Después de eso ya no recuerda claramente nada. Seguía lloviendo sin parar, la calle estaba totalmente inundada. Estaba como en una celda recluido entre la cortina de agua que caía del saliente del tejadillo y las paredes de la pastelería. Se recuerda a si mismo como en un estado catatónico, en una espera interminable, con la mirada fija en la cortina de agua. No recuerda que nadie saliera ni entrase en la panadería, no recuerda qué hizo el hombre de la silla de ruedas, no recuerda qué fue de la chica, no recuerda que hablara con nadie, ni que nadie le sacase de allí. Sólo le vienen a la cabeza imágenes inconexas como a ráfagas. Había cesado la lluvia pero él permanecía inmóvil en el escaso espacio junto a la pared de la panadería que aún estaba seco. Esperaba. La calle estaba todavía inundada y esperaba -como era habitual por otra parte- a que las aguas bajasen un poco y le permitiesen salir a la calle sin mojarse hasta las rodillas. Un coche de los pocos que empezaban a pasar por la carretera levantó un torrente de agua a su paso que le empapó de arriba a abajo. Un chico embutido en un impermeable azul oscuro atravesó como a cámara lenta la calle en una bicicleta. De todo esto tiene un somero recuerdo, pero nada más. Como si hubiese entrado en otra dimensión, como en un sueño.

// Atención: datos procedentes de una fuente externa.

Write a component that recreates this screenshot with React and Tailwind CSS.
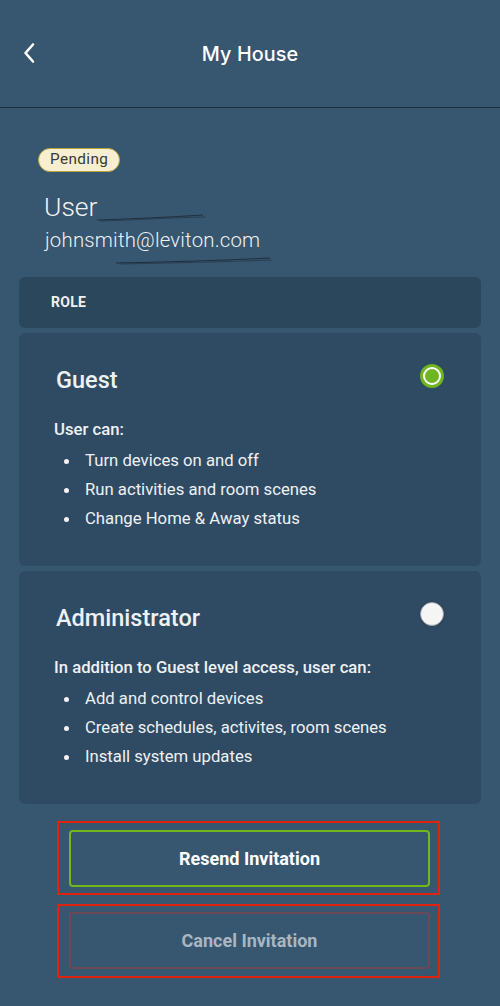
import React from "react";

function Bullet({ children }) {
  return (
    <li className="flex items-center h-[29px]">
      <span className="w-[5px] h-[5px] rounded-full bg-[#f2f4f6] ml-[10px] mr-[16px]" />
      <span>{children}</span>
    </li>
  );
}

function RoleCard({ title, intro, items, selected }) {
  return (
    <div className="bg-[#2f4b63] rounded-[6px] mt-[5px] h-[233px] pl-[35px] pr-[37px] pt-[32px] text-[#eef1f4]">
      <div className="flex items-start justify-between">
        <div className="text-[23.5px] font-medium leading-[30px] ml-[2px]">{title}</div>
        {selected ? (
          <div className="w-[24px] h-[24px] rounded-full bg-[#6fb51f] flex items-center justify-center mt-[-1px]">
            <div className="w-[18px] h-[18px] rounded-full border-[2px] border-white bg-[#6fb51f]" />
          </div>
        ) : (
          <div className="w-[24px] h-[24px] rounded-full bg-[#f5f5f5] border border-[#9aa3ab] shadow-[0_0_2px_rgba(0,0,0,0.4)] mt-[-1px]" />
        )}
      </div>
      <div className="mt-[25px] text-[16.7px] font-medium leading-[20px]">{intro}</div>
      <ul className="mt-[7px] text-[16.7px] leading-[20px]">
        {items.map((t) => (
          <Bullet key={t}>{t}</Bullet>
        ))}
      </ul>
    </div>
  );
}

export default function App() {
  return (
    <div
      className="w-[500px] h-[1006px] bg-[#37566f] text-white relative overflow-hidden"
      style={{ fontFamily: "Roboto, 'Open Sans', sans-serif" }}
    >
      {/* Header */}
      <div className="h-[108px] border-b border-[#1d2d3a] relative flex items-start justify-center pt-[40px]">
        <button className="absolute left-[18px] top-[41px] w-[22px] h-[24px] flex items-center justify-center">
          <svg width="14" height="22" viewBox="0 0 14 22" fill="none">
            <path d="M11 2.5 L3.5 11 L11 19.5" stroke="white" strokeWidth="2.6" strokeLinecap="round" strokeLinejoin="round" />
          </svg>
        </button>
        <div className="text-[19.8px] font-medium leading-[28px] tracking-[0.1px]" style={{ fontFamily: "Inter, Roboto, sans-serif" }}>
          My House
        </div>
      </div>

      {/* User info */}
      <div className="pl-[38px] pt-[39px] relative">
        <div className="inline-flex items-center h-[24px] px-[11px] rounded-full bg-[#f7efcf] border-[1.5px] border-[#b8a43a] text-[#3a3a36] text-[15.3px] leading-none tracking-[0.4px]">
          Pending
        </div>
        <div className="ml-[6px] mt-[20px] text-[26.5px] font-light leading-[30px] text-[#f1f3f5]">User</div>
        <div className="ml-[7px] mt-[5px] text-[20.4px] font-light leading-[26px] text-[#eef1f4] tracking-[0.2px]">
          johnsmith@leviton.com
        </div>
        {/* scribble marks */}
        <svg className="absolute left-[95px] top-[103px]" width="115" height="12" viewBox="0 0 115 12" fill="none">
          <path d="M2 9 C30 8 60 7 108 4" stroke="#1e2f3e" strokeWidth="1" />
          <path d="M5 10 C40 9 70 7 110 6" stroke="#24394a" strokeWidth="0.8" />
        </svg>
        <svg className="absolute left-[112px] top-[146px]" width="165" height="12" viewBox="0 0 165 12" fill="none">
          <path d="M4 9 C50 8 100 7 158 4" stroke="#1e2f3e" strokeWidth="1" />
          <path d="M8 10 C60 9 110 8 160 6" stroke="#24394a" strokeWidth="0.8" />
        </svg>
      </div>

      {/* Role section */}
      <div className="mx-[19px] mt-[24px]">
        <div className="bg-[#2b475b] rounded-[6px] h-[51px] flex items-center pl-[32px]">
          <span className="text-[14px] font-bold tracking-[0.3px] text-[#eef1f4]">ROLE</span>
        </div>
        <RoleCard
          title="Guest"
          intro="User can:"
          selected
          items={["Turn devices on and off", "Run activities and room scenes", "Change Home & Away status"]}
        />
        <RoleCard
          title="Administrator"
          intro="In addition to Guest level access, user can:"
          items={["Add and control devices", "Create schedules, activites, room scenes", "Install system updates"]}
        />
      </div>

      {/* Buttons */}
      <div className="ml-[57px] w-[383px] mt-[17px] flex flex-col gap-[9px]">
        <div className="border-[2px] border-[#e0230d] h-[74px] pl-[10px] pr-[8px] pt-[7px]">
          <button className="w-full h-[57px] rounded-[4px] border-[2px] border-[#72b81a] text-[18px] font-bold text-white">
            Resend Invitation
          </button>
        </div>
        <div className="border-[2px] border-[#e0230d] h-[74px] pl-[10px] pr-[8px] pt-[6px]">
          <button className="w-full h-[57px] rounded-[4px] border-[2px] border-[#6b4a55] text-[18px] font-bold text-[#a9b6c2]">
            Cancel Invitation
          </button>
        </div>
      </div>
    </div>
  );
}
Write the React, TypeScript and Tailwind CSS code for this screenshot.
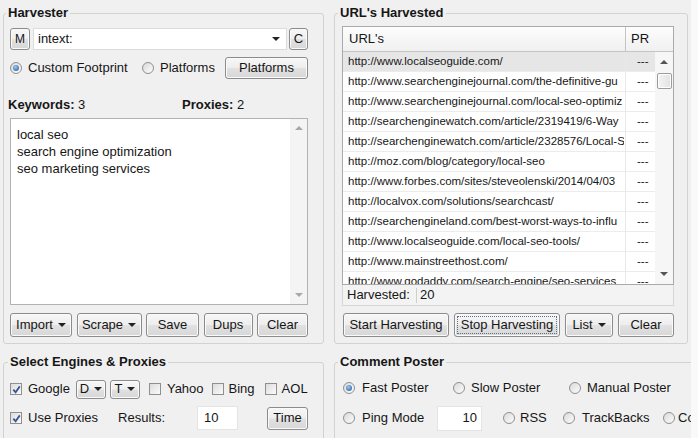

Invitación a una boda en Niamey
El siguiente recuerdo es ya una enorme confusión de ruidos en una especie de ceremonia nupcial con muchos hombres vestidos con fes y bubú blanco y grandes zapatos en punta, músicos que le enloquecían con sus tambores y gentes que le hablaban en un idioma que no llegaba a comprender. Y la jovencita, como entre nubes, siempre flotando a su alrededor. Una fiesta sin fin que daba vueltas alrededor de su cabeza. Y en ese estado onírico, no sabe cómo, llegó a Lagos. Seguro que le drogaron, o tal vez fuese poseído por alguno de los cientos de holeys o genios invisibles que a veces se alían con algunos humanos por razones que sólo ellos conocen, tal vez la familia de la chica contaba con el apoyo de los atakurna, enanos del bosque, o los tôro, genios del agua y del cielo.  


El caso es que su vida dio un vuelco del que aún no se ha recuperado. Ahora, en Lagos, se encarga de apalabrar medio en hausa medio en yoruba el precio del taxi brousse que habrá de llevar a la extraña familia de su novia a algún mercado en donde hacer su numerito. Mientras, la familia de Rachida espera agazapada con una de las hienas en algún rincón, y en cuanto Salifou llega a un acuerdo con el taxista, corren con la hiena y, sin dar tiempo al asombrado chofer de protestar, ocupan el vehículo, de manera que el aterrorizado conductor no tiene otra que arrancar la furgoneta y correr lo más posible para intentar llegar al destino sin ser devorado por el animal. Con su cara de extranjero timorato y su lengua de trapo, ningún taxista imagina la sorpresa que esconde el muchacho. Ya en la plaza del mercado, la familia de su novia y ella misma realizan diferentes números y juegos con el animal para asombro y divertimento de las gentes de los barrios periféricos de la gran ciudad. Él no participa en el espectáculo, sólo se encarga de recoger las monedas. Todavía no se ha acostumbrado a las hienas, aunque sus cuñados dicen entre grandes carcajadas que son ellas las que aún no se han acostumbrado a él.
Hombres hiena
 
A veces uno no sabe lo que tiene cuando cuenta con un árbol en donde dejar su número de teléfono y una buena sombra donde poder trabajar. Echa de menos aquel barrio tranquilo de Niamey y después de todos estos años aún pierde el sueño a veces pensando en qué sería de la moto que dejó bajo el árbol a medias de arreglar. Es absurdo, pero le reconcome la idea de que su cliente esté enfadado con él. No le reprocha nada a su mujer, ella, al fin y al cabo no fue sino una víctima más de las hienas, como él. Ella, al fin y al cabo, no era nada más que una estudiante de vacaciones en Niamey.